Why and when was it made

This was done as part of the CSCI236 3D Modelling and Animation subject at University of Wollongong in 2008 (some time ago).  This is essentially the first Animation I had ever done in Lightwave (or anything else for that matter) that was more complex than a car moving across a scene or a ball bouncing and so on. It was a pretty big learning experience and I think, perhaps a tad ambitious.

This Subject was taught across Spring AND Summer session, so basically a standard semester to do our lectures and small incremental assignments. And then an extra summer session period, during which we were to complete two major assignments. The still scene render using a 'complex model' that I posted in the last post here. PLUS a 30 second/900 frame animation that is the video file linked above.

The Reports & Process

We then had to submit a report with each of those that detailed the assets, textures and methods used, as well as (for the animation report) a short 'reflection' on what we learned as well as our original plan and storyboards.
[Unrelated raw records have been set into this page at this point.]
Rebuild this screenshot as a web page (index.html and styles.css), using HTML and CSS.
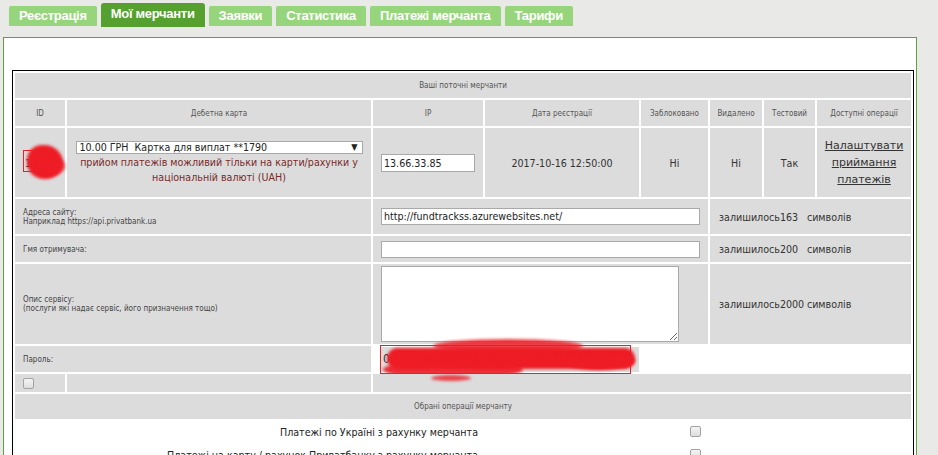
FILE: index.html
```html
<!DOCTYPE html>
<html lang="uk">
<head>
<meta charset="utf-8">
<title>Мої мерчанти</title>
<link rel="stylesheet" href="styles.css">
</head>
<body>
<nav class="tabs">
  <a class="tab">Реєстрація</a>
  <a class="tab active">Мої мерчанти</a>
  <a class="tab">Заявки</a>
  <a class="tab">Статистика</a>
  <a class="tab">Платежі мерчанта</a>
  <a class="tab">Тарифи</a>
</nav>
<main class="panel">
  <table class="merchants">
    <colgroup>
      <col class="c-id"><col class="c-card"><col class="c-ip"><col class="c-date">
      <col class="c-blk"><col class="c-del"><col class="c-test"><col class="c-ops">
    </colgroup>
    <tr class="r-title"><td colspan="8" class="small">Ваші поточні мерчанти</td></tr>
    <tr class="r-head">
      <td class="small">ID</td>
      <td class="small">Дебетна карта</td>
      <td class="small">IP</td>
      <td class="small">Дата реєстрації</td>
      <td class="small">Заблоковано</td>
      <td class="small">Видалено</td>
      <td class="small">Тестовий</td>
      <td class="small">Доступні операції</td>
    </tr>
    <tr class="r-data">
      <td class="id-cell">
        <span class="id-num">1</span>
        <span class="redbox id-box"></span>
        <span class="scribble s-id1"></span>
        <span class="scribble s-id2"></span>
      </td>
      <td>
        <div class="select"><span>10.00 ГРН&nbsp; Картка для виплат **1790</span><span class="arrow">▼</span></div>
        <p class="note">прийом платежів можливий тільки на карти/рахунки у<br>національній валюті (UAH)</p>
      </td>
      <td class="left-pad"><div class="field ip">13.66.33.85</div></td>
      <td>2017-10-16 12:50:00</td>
      <td>Ні</td>
      <td>Ні</td>
      <td>Так</td>
      <td><a class="op-link">Налаштувати приймання платежів</a></td>
    </tr>
    <tr class="r-site">
      <td colspan="2" class="label small">Адреса сайту:<br>Наприклад https://api.privatbank.ua</td>
      <td colspan="3" class="left-pad"><div class="field wide">http://fundtrackss.azurewebsites.net/</div></td>
      <td colspan="3" class="left-pad2">залишилось<span class="cnt">163</span>символів</td>
    </tr>
    <tr class="r-name">
      <td colspan="2" class="label small">Гмя отримувача:</td>
      <td colspan="3" class="left-pad"><div class="field wide"></div></td>
      <td colspan="3" class="left-pad2">залишилось<span class="cnt">200</span>символів</td>
    </tr>
    <tr class="r-desc">
      <td colspan="2" class="label small">Опис сервісу:<br>(послуги які надає сервіс, його призначення тощо)</td>
      <td colspan="3" class="left-pad"><textarea class="area"></textarea></td>
      <td colspan="3" class="left-pad2">залишилось<span class="cnt">2000</span>символів</td>
    </tr>
    <tr class="r-pass">
      <td colspan="2" class="label small">Пароль:</td>
      <td colspan="6" class="plain pass-cell">
        <div class="pass-input">0</div>
        <span class="redbox pass-box"></span>
        <span class="scribble s-p1"></span>
        <span class="scribble s-p2"></span>
        <span class="scribble s-p3"></span>
        <span class="scribble s-p4"></span>
      </td>
    </tr>
    <tr class="r-check">
      <td class="label"><input type="checkbox" class="cb row-cb"></td>
      <td></td>
      <td colspan="6" class="check-rest"><span class="scribble s-p5"></span></td>
    </tr>
    <tr class="r-title"><td colspan="8" class="small">Обрані операції мерчанту</td></tr>
    <tr class="r-op">
      <td colspan="8" class="plain">
        <div class="op-line"><span class="op-name">Платежі по Україні з рахунку мерчанта</span><input type="checkbox" class="cb"></div>
      </td>
    </tr>
    <tr class="r-op">
      <td colspan="8" class="plain">
        <div class="op-line"><span class="op-name">Платежі на карту / рахунок Приватбанку з рахунку мерчанта</span><input type="checkbox" class="cb"></div>
      </td>
    </tr>
  </table>
</main>
</body>
</html>
```
FILE: styles.css
```css
* { box-sizing: border-box; }

body {
  margin: 0;
  background: #e9e9e7;
  font-family: "DejaVu Sans Condensed", "DejaVu Sans", sans-serif;
  font-stretch: condensed;
  font-size: 10.6px;
  color: #333;
}

.tabs {
  display: flex;
  align-items: flex-end;
  gap: 4px;
  height: 28px;
  padding-left: 9px;
}

.tab {
  display: block;
  height: 20px;
  margin-bottom: 2px;
  padding: 0 10px;
  background: #97d57c;
  color: #fff;
  font-family: "Liberation Sans", Arial, sans-serif;
  font-stretch: normal;
  font-weight: bold;
  font-size: 13px;
  letter-spacing: -0.3px;
  line-height: 20px;
  border-radius: 2px 2px 0 0;
  text-decoration: none;
}

.tab.active {
  height: 24px;
  margin-bottom: 1px;
  line-height: 22px;
  background: #55a02e;
  border-radius: 3px 3px 0 0;
}

.panel {
  display: block;
  margin: 9px 0 0 3px;
  width: 914px;
  min-height: 460px;
  background: #fff;
  border: 1px solid #62a03f;
  padding: 32px 0 0 8px;
}

.merchants {
  table-layout: fixed;
  width: 902px;
  border: 1px solid #000;
  border-collapse: separate;
  border-spacing: 2px;
}

.c-id { width: 50px; }
.c-card { width: 304px; }
.c-ip { width: 110px; }
.c-date { width: 154px; }
.c-blk { width: 67px; }
.c-del { width: 52px; }
.c-test { width: 51px; }
.c-ops { width: 94px; }

.merchants td {
  padding: 0;
  background: #dcdcdc;
  text-align: center;
  vertical-align: middle;
  font-size: 10.6px;
  color: #333;
}

.merchants td.small {
  font-size: 8px;
  line-height: 9px;
  color: #555;
}

.merchants td.label {
  text-align: left;
  padding-left: 8px;
  color: #444;
}

.merchants td.plain { background: #fff; }

.r-title td { height: 25px; }
.r-head td { height: 26px; }
.r-data td { height: 69px; }
.r-site td { height: 35px; }
.r-name td { height: 26px; }
.r-desc td { height: 80px; }
.r-pass td { height: 26px; }
.r-check td { height: 18px; }
.r-op td { height: 21px; }

.merchants td.left-pad { text-align: left; padding-left: 8px; }
.merchants td.left-pad2 { text-align: left; padding-left: 9px; }

.cnt { display: inline-block; width: 27px; }

.id-cell { position: relative; }
.merchants td.id-cell { text-align: left; padding-left: 10px; }

.select {
  display: flex;
  justify-content: space-between;
  align-items: center;
  width: 287px;
  height: 13px;
  margin: 0 auto;
  padding: 0 4px 0 3px;
  background: #fff;
  border: 1px solid #a9a9a9;
  font-size: 10.6px;
  line-height: 11px;
  color: #222;
}

.arrow { font-size: 9px; color: #222; }

.note {
  margin: 1px 0 0;
  line-height: 15px;
  color: #7a2b2b;
}

.field {
  height: 17px;
  border: 1px solid #a9a9a9;
  background: #fff;
  padding: 0 2px;
  line-height: 15px;
  color: #222;
  text-align: left;
}

.field.ip { width: 94px; height: 18px; line-height: 16px; }
.field.wide { width: 319px; }

.area {
  display: block;
  width: 298px;
  height: 76px;
  margin: 0;
  border: 1px solid #a9a9a9;
  background: #fff;
}

.op-link {
  display: block;
  padding: 0 3px;
  font-family: "DejaVu Sans", sans-serif;
  font-stretch: normal;
  font-size: 11px;
  line-height: 17px;
  color: #333;
  text-decoration: underline;
}

.pass-cell { position: relative; }
.merchants td.pass-cell { text-align: left; padding-left: 7px; }

.pass-input {
  width: 259px;
  height: 25px;
  background: #dcdcdc;
  padding-left: 3px;
  line-height: 25px;
  font-size: 12px;
  color: #333;
}

.redbox {
  position: absolute;
  border: 1px solid #e8202a;
}

.id-box { left: 8px; top: 22px; width: 24px; height: 22px; }
.pass-box { left: 7px; top: -1px; width: 251px; height: 29px; }

.scribble {
  position: absolute;
  background: #ee1c25;
  border-radius: 50%;
  filter: blur(1.5px);
}

.s-id1 { left: 12px; top: 17px; width: 36px; height: 34px; border-radius: 45% 55% 50% 50%; }
.s-id2 { left: 20px; top: 28px; width: 30px; height: 20px; opacity: 0.8; }

.s-p1 { left: 14px; top: 2px; width: 248px; height: 21px; border-radius: 10px; }
.s-p2 { left: 60px; top: -7px; width: 150px; height: 14px; opacity: 0.85; }
.s-p3 { left: 10px; top: 14px; width: 140px; height: 19px; opacity: 0.9; }
.s-p4 { left: 190px; top: 6px; width: 72px; height: 18px; }
.s-p5 { left: 58px; top: 1px; width: 40px; height: 6px; opacity: 0.8; }

.check-rest { position: relative; }

.cb {
  appearance: none;
  -webkit-appearance: none;
  display: block;
  width: 11px;
  height: 11px;
  margin: 0;
  border: 1px solid #a3a3a3;
  border-radius: 2px;
  background: linear-gradient(#f4f4f4, #dedede);
}

.row-cb { margin-top: 1px; }

.op-line {
  display: flex;
  align-items: center;
}

.op-name {
  display: block;
  width: 463px;
  text-align: right;
  font-size: 10.6px;
  color: #222;
}

.op-line .cb { margin-left: 212px; }
```
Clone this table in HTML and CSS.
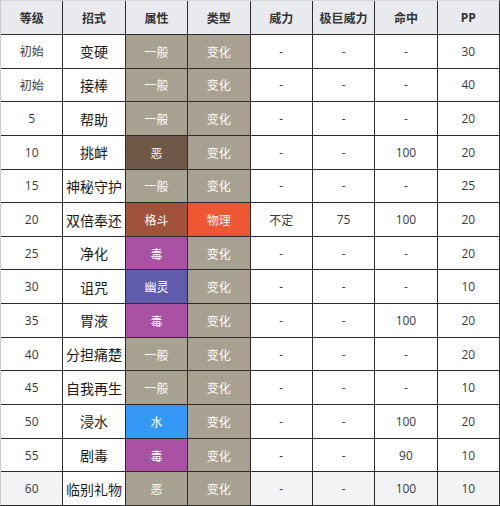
FILE: index.html
```html
<!DOCTYPE html>
<html lang="zh">
<head>
<meta charset="utf-8">
<link rel="stylesheet" href="styles.css">
</head>
<body>
<div class="moves">
  <div class="h">等级</div><div class="h">招式</div><div class="h">属性</div><div class="h">类型</div><div class="h">威力</div><div class="h">极巨威力</div><div class="h">命中</div><div class="h pp">PP</div>

  <div class="c">初始</div><div class="c name">变硬</div><div class="c t normal">一般</div><div class="c t normal">变化</div><div class="c">-</div><div class="c">-</div><div class="c">-</div><div class="c">30</div>
  <div class="c">初始</div><div class="c name">接棒</div><div class="c t normal">一般</div><div class="c t normal">变化</div><div class="c">-</div><div class="c">-</div><div class="c">-</div><div class="c">40</div>
  <div class="c">5</div><div class="c name">帮助</div><div class="c t normal">一般</div><div class="c t normal">变化</div><div class="c">-</div><div class="c">-</div><div class="c">-</div><div class="c">20</div>
  <div class="c">10</div><div class="c name">挑衅</div><div class="c t dark">恶</div><div class="c t normal">变化</div><div class="c">-</div><div class="c">-</div><div class="c">100</div><div class="c">20</div>
  <div class="c">15</div><div class="c name">神秘守护</div><div class="c t normal">一般</div><div class="c t normal">变化</div><div class="c">-</div><div class="c">-</div><div class="c">-</div><div class="c">25</div>
  <div class="c">20</div><div class="c name">双倍奉还</div><div class="c t fight">格斗</div><div class="c t phys">物理</div><div class="c">不定</div><div class="c">75</div><div class="c">100</div><div class="c">20</div>
  <div class="c">25</div><div class="c name">净化</div><div class="c t poison">毒</div><div class="c t normal">变化</div><div class="c">-</div><div class="c">-</div><div class="c">-</div><div class="c">20</div>
  <div class="c">30</div><div class="c name">诅咒</div><div class="c t ghost">幽灵</div><div class="c t normal">变化</div><div class="c">-</div><div class="c">-</div><div class="c">-</div><div class="c">10</div>
  <div class="c">35</div><div class="c name">胃液</div><div class="c t poison">毒</div><div class="c t normal">变化</div><div class="c">-</div><div class="c">-</div><div class="c">100</div><div class="c">20</div>
  <div class="c">40</div><div class="c name">分担痛楚</div><div class="c t normal">一般</div><div class="c t normal">变化</div><div class="c">-</div><div class="c">-</div><div class="c">-</div><div class="c">20</div>
  <div class="c">45</div><div class="c name">自我再生</div><div class="c t normal">一般</div><div class="c t normal">变化</div><div class="c">-</div><div class="c">-</div><div class="c">-</div><div class="c">10</div>
  <div class="c">50</div><div class="c name">浸水</div><div class="c t water">水</div><div class="c t normal">变化</div><div class="c">-</div><div class="c">-</div><div class="c">100</div><div class="c">20</div>
  <div class="c">55</div><div class="c name">剧毒</div><div class="c t poison">毒</div><div class="c t normal">变化</div><div class="c">-</div><div class="c">-</div><div class="c">90</div><div class="c">10</div>
  <div class="c hl">60</div><div class="c name">临别礼物</div><div class="c t normal">恶</div><div class="c t normal">变化</div><div class="c hl">-</div><div class="c hl">-</div><div class="c hl">100</div><div class="c hl">10</div>
</div>
</body>
</html>
```

FILE: styles.css
```css
html, body {
  margin: 0;
  padding: 0;
  background: #ffffff;
}

.moves {
  box-sizing: border-box;
  width: 500px;
  height: 506px;
  display: grid;
  grid-template-columns: repeat(8, 1fr);
  grid-template-rows: 33px repeat(14, 1fr);
  gap: 1px;
  background: #2b2b2b;
  border-left: 1px solid #c9cccf;
  border-top: 1px solid #d4d7da;
  border-right: 1px solid #2b2b2b;
  border-bottom: 1px solid #2b2b2b;
  font-family: "Open Sans", "Noto Sans CJK SC", sans-serif;
}

.h {
  background: #e8eaed;
  color: #333333;
  font-size: 12px;
  font-weight: bold;
  display: flex;
  align-items: center;
  justify-content: center;
  font-family: "Noto Sans CJK SC", sans-serif;
}

.h.pp {
  font-family: "Open Sans", sans-serif;
  font-weight: 700;
}

.c {
  background: #ffffff;
  color: #3a3a3a;
  font-size: 12px;
  display: flex;
  align-items: center;
  justify-content: center;
}

.c.name {
  font-size: 14px;
  color: #1a1a1a;
  font-family: "Noto Sans CJK SC", sans-serif;
}

.c.hl {
  background: #f1f3f4;
}

.t {
  color: #ffffff;
  font-size: 12px;
  font-family: "Noto Sans CJK SC", sans-serif;
}

.normal { background: #a8a090; }
.dark { background: #705848; }
.fight { background: #a0523c; }
.phys { background: #ef5634; }
.poison { background: #a951a3; }
.ghost { background: #5e5cab; }
.water { background: #3598f7; }
```
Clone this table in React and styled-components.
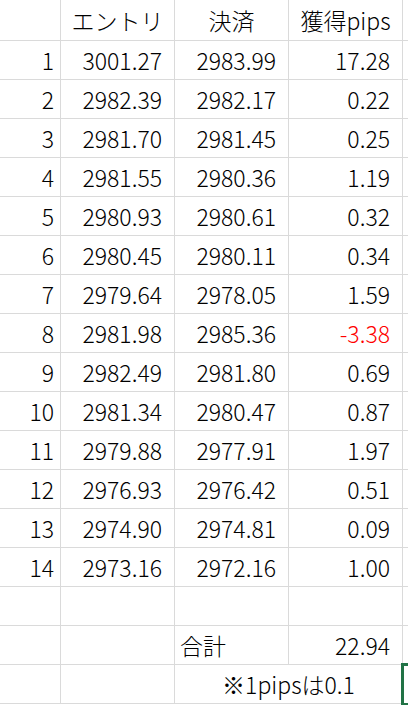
import React from 'react';
import styled, { createGlobalStyle } from 'styled-components';

const GlobalStyle = createGlobalStyle`
  html, body {
    margin: 0;
    padding: 0;
    background: #ffffff;
    overflow: hidden;
  }
`;

const Sheet = styled.div`
  display: grid;
  grid-template-columns: 61px 114px 114px 114px 1fr;
  grid-template-rows: 41px;
  grid-auto-rows: 39px;
  width: 408px;
  height: 705px;
  font-family: "Noto Sans CJK JP", "Noto Sans", sans-serif;
  font-size: 23px;
  font-weight: 300;
  color: #000;
  background: #fff;
`;

const Cell = styled.div`
  display: flex;
  align-items: center;
  justify-content: ${p => p.align === 'right' ? 'flex-end' : p.align === 'left' ? 'flex-start' : 'center'};
  padding: ${p => p.pad || '0 12px 0 0'};
  border-right: 1px solid #dadada;
  border-bottom: 1px solid #dadada;
  box-sizing: border-box;
  white-space: nowrap;
  color: ${p => p.negative ? '#ff0000' : '#000'};
  grid-column: ${p => p.span ? `span ${p.span}` : 'auto'};
`;

const Selected = styled(Cell)`
  outline: 3px solid #217346;
  outline-offset: -1px;
  position: relative;
  z-index: 1;
`;

const trades = [
  ['3001.27', '2983.99', '17.28'],
  ['2982.39', '2982.17', '0.22'],
  ['2981.70', '2981.45', '0.25'],
  ['2981.55', '2980.36', '1.19'],
  ['2980.93', '2980.61', '0.32'],
  ['2980.45', '2980.11', '0.34'],
  ['2979.64', '2978.05', '1.59'],
  ['2981.98', '2985.36', '-3.38'],
  ['2982.49', '2981.80', '0.69'],
  ['2981.34', '2980.47', '0.87'],
  ['2979.88', '2977.91', '1.97'],
  ['2976.93', '2976.42', '0.51'],
  ['2974.90', '2974.81', '0.09'],
  ['2973.16', '2972.16', '1.00'],
];

const App = () => {
  return (
    <>
      <GlobalStyle />
      <Sheet>
        {/* header */}
        <Cell />
        <Cell align="center" pad="0">エントリ</Cell>
        <Cell align="center" pad="0">決済</Cell>
        <Cell align="center" pad="0">獲得pips</Cell>
        <Cell />

        {trades.map((t, i) => (
          <React.Fragment key={i}>
            <Cell align="right" pad="0 6px 0 0">{i + 1}</Cell>
            <Cell align="right">{t[0]}</Cell>
            <Cell align="right">{t[1]}</Cell>
            <Cell align="right" negative={t[2].startsWith('-')}>{t[2]}</Cell>
            <Cell />
          </React.Fragment>
        ))}

        {/* blank row */}
        <Cell /><Cell /><Cell /><Cell /><Cell />

        {/* total */}
        <Cell /><Cell />
        <Cell align="left" pad="0 0 0 5px">合計</Cell>
        <Cell align="right">22.94</Cell>
        <Cell />

        {/* note */}
        <Cell /><Cell />
        <Cell span={2} align="center" pad="0">※1pipsは0.1</Cell>
        <Selected />
      </Sheet>
    </>
  );
};

export default App;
In case anyone may ever get any use out of them, I shall share these two reports in PDF for you here (click the images):

  

Welcome to Problem-town

Okay, so as I said, we had the summer session to complete the project. Summer session (for us here in Australia) runs over Xmas and New Year... Which also coincides with the annual family holiday for a couple weeks up the coast to Queensland. (Lofty ideals of getting a lot of work done on my trusty Mac Book Pro while on Holiday with the extended family proved to be loftier than practical...) And in general, having 3 kids, one of them 6 months old at the time, and all of whom also got rather ill over this period put a bit of a wrinkle in my grand plans for my first major and polished mighty animation.

Sooo, cutting to the chase, the upshot of all this, coupled with my general inexperience with Lightwave and animation/modelling in general (I'm actually a programmer) as I  arrived back in town and the Universe rapidly approached the due date, I then realised that RENDERING actually takes a HELL of a lot Longer than I ever expected...!

The couple of rough renders (as i wasnt really in a position to properly render anything much on my laptop) revealed that a lot of the animation needed to use a lot more frames to look like it wasn't some kind of sped up Benny Hill themed animation... And of course having re-used models in the animation that were originally created as "complex" models for the still scene requirements meant that there were a lot of unnecessary polygons there.

Alas, time was running out. In the end I had to break up the render process into blocks of couple hundred frames and set some going on my home PC, some going on my work PC and some going on the faculty's computer Labs, and then edit those renders together.  I cant recall the actual number of hours to render, but I had numerous computers tied up for days...

Also, as a complete novice at this, I had no idea at the time if there was a way to easily reveal and hide objects in a scene during a render, of the best way to switch cameras etc, so I did a lot of keyframes where I suddenly jumped a camera from one spot to another and dropped elements out of sight for a few frames. Which had unintended consequences when i enabled motion blur.  So I REALLY need to investigate a better way of handing that.

Overall, it very much meant that the final product, as submitted was a Hell of a Lot rougher and has a lot more flaws and dodgy animation than I had time to fix.

Result & Onwards

Basically I consider this animation to be a rough draft, and now that the rest of my degree is finished, I hope to go back to this to fix some of these issues and polish it up. :-)
But I did end up getting a 94% HD mark for the whole subject overall so I guess I should be happy with the end result.  And of course learned a hell of a lot, and despite the stress, really enjoyed it.
I don't know if im actually really any good at this, I know a lot of it is dodgy and I really suck at setting up lighting and stuff, but I do think I'd like to dabble some more with it and see what i can do, if only to improve this particular video and make it a bit more polished and a bit more in line with vision I had for it...

Of course the Monkey models have already been reused by me in some other projects and experiments...
A follow on subject in this degree from this was Game Design, so the Monkey model was revived as a dancing, poo flinging, banana chucking, hat wearing, coconut lobbing and knife wielding soviet genetic experiment in our game project "Monkey Knife Fight"... but I shall perhaps talk about that one another time.